2) Yoshida, K.; Fujino, Y.; Itatsu, Y.; Inoue, Y.; Kanoko, K.; Takao, K. Tetrahedron Lett. 2016
     57, 627.

(+)-クラビラクトン A および (–)-クラビラクトン B の全合成

    クラビラクトン類は,キノコから単離された新しいタイプのチロシンキナーゼ阻害剤です。私達は,シクロブテンの骨格変換を伴う開環/閉環メタセシス反応を鍵として,(+)-クラビラクトン A および (–)-クラビラクトン B の全合成を達成しました。
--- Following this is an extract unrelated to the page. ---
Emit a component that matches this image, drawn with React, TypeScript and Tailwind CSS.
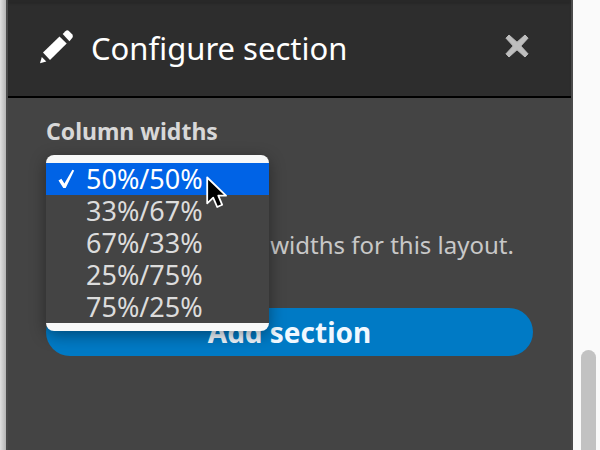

1) Takao, K.; Nanamiya, R.; Fukushima, Y.; Namba, A.; Yoshida, K.; Tadano, K. Org. Lett.
     2013, 15, 5582.

(+)-バクチオールの全合成

    不斉四級炭素は天然物の構造中に多く見出されていますが,その立体選択的な構築はしばしば困難を伴うことが知られています。私達は新規な不斉四級炭素構築法として,Oppolzer のカンファースルタムを用いた不斉 Claisen 転位反応を開発しました。それを(+)-バクチオールの全合成に応用しました。


1) Takao, K.; Sakamoto, S.; Touati, M. A.; Kusakawa, Y.; Tadano, K. Molecules 2012, 17, 13330.